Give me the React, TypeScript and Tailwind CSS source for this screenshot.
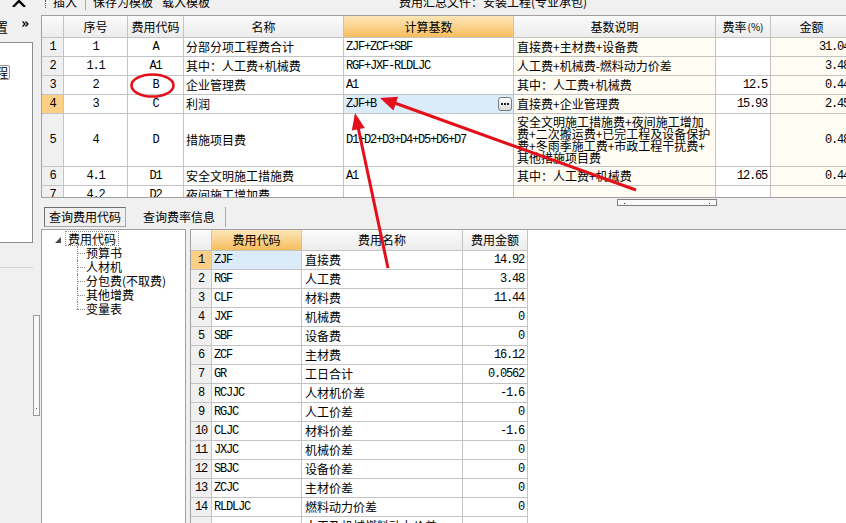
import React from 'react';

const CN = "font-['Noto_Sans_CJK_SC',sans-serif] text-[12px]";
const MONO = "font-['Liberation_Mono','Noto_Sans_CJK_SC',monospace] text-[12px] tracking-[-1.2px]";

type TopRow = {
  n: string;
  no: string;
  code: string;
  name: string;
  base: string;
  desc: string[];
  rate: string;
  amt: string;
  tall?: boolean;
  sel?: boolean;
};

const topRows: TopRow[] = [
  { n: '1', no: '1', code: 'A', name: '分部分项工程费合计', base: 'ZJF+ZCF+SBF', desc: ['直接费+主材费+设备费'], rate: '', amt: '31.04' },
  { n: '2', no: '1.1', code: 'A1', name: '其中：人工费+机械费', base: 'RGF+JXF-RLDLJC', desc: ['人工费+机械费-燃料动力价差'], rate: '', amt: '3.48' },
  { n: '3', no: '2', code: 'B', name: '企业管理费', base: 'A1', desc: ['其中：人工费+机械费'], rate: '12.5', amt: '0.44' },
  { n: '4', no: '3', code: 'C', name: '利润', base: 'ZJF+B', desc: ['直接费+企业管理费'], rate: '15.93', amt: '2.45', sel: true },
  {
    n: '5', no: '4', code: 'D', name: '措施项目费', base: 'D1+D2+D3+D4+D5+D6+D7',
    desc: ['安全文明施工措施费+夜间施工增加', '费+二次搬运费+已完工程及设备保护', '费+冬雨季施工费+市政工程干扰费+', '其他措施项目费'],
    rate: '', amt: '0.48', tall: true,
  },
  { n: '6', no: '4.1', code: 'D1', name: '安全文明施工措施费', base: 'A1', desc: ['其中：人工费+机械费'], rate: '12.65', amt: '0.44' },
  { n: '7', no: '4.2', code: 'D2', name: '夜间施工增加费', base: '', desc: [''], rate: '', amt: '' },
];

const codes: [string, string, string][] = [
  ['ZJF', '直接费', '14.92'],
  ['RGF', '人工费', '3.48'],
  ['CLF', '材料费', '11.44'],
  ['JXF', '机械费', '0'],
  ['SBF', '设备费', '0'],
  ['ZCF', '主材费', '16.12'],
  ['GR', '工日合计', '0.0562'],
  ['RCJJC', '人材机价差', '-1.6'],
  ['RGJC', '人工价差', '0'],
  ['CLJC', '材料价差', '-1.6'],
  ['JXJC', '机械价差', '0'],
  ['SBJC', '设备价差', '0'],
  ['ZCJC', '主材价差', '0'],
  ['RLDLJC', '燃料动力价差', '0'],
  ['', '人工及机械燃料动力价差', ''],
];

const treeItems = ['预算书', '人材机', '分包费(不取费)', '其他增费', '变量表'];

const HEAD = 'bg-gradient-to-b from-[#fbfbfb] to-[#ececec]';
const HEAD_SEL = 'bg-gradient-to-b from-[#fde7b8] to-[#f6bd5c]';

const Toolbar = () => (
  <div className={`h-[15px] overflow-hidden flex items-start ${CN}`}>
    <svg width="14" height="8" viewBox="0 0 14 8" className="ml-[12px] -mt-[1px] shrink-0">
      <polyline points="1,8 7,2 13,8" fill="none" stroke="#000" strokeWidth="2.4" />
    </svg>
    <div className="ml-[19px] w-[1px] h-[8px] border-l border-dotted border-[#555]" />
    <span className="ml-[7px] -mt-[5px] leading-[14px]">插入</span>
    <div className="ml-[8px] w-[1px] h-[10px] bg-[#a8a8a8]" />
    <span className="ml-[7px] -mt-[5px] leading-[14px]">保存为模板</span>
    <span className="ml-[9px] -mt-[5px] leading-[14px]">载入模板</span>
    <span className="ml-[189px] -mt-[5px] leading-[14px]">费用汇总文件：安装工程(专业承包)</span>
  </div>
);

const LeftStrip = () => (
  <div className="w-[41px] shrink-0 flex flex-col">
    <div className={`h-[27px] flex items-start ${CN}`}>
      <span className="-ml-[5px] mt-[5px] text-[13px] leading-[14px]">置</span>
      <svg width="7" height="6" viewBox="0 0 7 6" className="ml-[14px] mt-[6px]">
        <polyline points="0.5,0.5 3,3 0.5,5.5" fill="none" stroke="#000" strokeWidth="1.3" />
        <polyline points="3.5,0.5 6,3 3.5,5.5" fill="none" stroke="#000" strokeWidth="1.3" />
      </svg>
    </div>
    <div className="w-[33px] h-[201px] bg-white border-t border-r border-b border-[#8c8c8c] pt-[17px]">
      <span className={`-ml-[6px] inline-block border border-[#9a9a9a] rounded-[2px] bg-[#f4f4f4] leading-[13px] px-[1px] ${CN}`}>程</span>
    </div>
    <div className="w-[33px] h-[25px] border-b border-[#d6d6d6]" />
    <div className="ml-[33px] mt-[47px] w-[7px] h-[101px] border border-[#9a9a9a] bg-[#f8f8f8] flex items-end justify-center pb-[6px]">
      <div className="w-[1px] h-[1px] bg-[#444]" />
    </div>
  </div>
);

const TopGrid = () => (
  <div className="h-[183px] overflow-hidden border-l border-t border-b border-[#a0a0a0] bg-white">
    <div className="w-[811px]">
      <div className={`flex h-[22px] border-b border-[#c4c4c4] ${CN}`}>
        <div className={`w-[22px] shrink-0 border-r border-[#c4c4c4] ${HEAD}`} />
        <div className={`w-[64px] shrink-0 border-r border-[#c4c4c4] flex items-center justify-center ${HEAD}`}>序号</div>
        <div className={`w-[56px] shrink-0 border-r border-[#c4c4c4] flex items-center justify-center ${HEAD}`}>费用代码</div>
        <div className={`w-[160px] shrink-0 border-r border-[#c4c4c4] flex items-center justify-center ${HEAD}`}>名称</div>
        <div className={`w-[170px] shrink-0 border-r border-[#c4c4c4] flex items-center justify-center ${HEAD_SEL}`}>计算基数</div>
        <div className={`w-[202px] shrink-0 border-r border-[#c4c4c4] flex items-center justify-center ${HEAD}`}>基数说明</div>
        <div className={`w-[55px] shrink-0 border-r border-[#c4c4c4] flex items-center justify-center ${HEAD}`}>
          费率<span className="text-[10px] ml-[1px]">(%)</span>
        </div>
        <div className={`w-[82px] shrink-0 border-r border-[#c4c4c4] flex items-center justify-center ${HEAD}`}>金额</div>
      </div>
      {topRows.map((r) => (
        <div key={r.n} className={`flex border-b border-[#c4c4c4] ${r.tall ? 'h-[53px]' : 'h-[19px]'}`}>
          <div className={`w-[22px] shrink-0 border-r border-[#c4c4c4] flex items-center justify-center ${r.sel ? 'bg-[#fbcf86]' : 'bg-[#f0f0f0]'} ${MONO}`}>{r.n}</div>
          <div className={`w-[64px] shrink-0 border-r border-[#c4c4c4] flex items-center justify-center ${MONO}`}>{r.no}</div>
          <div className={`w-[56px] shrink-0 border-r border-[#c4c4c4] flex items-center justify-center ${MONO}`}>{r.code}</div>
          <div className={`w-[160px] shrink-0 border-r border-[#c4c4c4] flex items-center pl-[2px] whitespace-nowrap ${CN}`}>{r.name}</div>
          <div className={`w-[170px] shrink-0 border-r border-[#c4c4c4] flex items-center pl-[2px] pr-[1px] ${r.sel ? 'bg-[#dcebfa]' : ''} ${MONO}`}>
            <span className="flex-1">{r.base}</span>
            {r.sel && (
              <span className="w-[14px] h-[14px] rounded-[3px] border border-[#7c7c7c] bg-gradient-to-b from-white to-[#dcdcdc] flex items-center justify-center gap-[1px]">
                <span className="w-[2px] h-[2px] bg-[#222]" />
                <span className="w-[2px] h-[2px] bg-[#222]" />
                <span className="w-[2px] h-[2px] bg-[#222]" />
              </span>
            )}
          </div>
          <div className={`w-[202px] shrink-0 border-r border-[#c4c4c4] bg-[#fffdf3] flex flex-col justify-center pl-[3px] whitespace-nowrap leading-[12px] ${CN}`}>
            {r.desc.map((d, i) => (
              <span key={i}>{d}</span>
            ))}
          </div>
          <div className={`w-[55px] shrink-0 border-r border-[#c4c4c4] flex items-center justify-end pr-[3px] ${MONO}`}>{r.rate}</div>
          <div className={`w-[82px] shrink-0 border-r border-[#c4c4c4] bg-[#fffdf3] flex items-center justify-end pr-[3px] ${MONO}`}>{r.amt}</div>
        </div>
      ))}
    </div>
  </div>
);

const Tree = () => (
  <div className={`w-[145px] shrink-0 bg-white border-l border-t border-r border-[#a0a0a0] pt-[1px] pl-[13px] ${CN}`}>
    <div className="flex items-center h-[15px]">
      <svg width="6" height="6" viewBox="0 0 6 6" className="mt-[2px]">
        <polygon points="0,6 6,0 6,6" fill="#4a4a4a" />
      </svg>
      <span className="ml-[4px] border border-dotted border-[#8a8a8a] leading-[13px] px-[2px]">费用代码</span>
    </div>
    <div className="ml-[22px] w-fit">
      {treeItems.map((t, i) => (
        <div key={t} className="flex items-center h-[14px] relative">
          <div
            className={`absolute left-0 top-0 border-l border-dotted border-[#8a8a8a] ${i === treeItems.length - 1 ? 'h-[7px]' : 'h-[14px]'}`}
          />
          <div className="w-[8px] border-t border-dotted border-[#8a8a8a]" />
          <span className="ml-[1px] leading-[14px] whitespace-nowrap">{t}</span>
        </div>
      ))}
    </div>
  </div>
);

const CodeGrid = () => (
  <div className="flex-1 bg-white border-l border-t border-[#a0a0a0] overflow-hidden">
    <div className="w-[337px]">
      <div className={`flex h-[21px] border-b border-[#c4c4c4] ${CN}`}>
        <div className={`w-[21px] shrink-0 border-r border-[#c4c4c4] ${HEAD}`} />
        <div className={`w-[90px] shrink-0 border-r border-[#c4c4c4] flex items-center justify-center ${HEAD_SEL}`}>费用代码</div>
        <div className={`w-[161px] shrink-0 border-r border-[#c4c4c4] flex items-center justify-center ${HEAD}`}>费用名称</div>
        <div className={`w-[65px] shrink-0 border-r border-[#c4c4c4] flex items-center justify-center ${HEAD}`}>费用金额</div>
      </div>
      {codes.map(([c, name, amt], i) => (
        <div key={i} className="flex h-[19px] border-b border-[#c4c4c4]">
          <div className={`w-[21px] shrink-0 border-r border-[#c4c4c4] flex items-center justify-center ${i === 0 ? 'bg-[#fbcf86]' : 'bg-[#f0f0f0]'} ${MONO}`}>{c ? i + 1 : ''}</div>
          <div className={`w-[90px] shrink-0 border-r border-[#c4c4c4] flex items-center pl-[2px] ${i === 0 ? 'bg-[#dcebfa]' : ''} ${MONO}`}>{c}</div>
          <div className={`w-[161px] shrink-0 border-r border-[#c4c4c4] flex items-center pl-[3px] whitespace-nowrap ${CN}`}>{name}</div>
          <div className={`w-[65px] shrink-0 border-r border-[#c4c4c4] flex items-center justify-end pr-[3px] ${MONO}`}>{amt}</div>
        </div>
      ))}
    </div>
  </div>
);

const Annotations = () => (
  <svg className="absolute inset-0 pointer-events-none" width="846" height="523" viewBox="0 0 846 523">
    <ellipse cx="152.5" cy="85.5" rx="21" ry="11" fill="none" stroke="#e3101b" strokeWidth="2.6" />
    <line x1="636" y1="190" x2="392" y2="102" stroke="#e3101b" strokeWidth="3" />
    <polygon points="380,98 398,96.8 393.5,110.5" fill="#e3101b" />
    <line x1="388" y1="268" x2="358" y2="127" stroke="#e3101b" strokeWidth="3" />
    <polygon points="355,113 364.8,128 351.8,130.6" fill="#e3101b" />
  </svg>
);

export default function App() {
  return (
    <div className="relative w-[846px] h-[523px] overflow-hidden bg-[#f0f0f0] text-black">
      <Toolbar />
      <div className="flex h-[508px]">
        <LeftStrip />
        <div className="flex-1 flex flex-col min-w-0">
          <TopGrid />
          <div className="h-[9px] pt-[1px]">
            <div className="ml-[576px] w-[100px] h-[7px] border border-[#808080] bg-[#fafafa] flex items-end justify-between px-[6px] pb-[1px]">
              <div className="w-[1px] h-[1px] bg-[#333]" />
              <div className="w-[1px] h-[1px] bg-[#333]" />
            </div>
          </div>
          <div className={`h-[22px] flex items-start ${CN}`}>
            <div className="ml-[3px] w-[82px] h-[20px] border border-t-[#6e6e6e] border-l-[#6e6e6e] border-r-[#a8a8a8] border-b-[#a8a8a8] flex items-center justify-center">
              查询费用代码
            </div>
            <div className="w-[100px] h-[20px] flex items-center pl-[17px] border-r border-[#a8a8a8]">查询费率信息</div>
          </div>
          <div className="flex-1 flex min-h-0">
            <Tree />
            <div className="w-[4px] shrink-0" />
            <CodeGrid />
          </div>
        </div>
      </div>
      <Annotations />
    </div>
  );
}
:::::
TASK INSTRUCTIONS ->
Return all the lines that contain the string "React".

EXERCISE RESULT ->
Give me the React, TypeScript and Tailwind CSS source for this screenshot.
import React from 'react';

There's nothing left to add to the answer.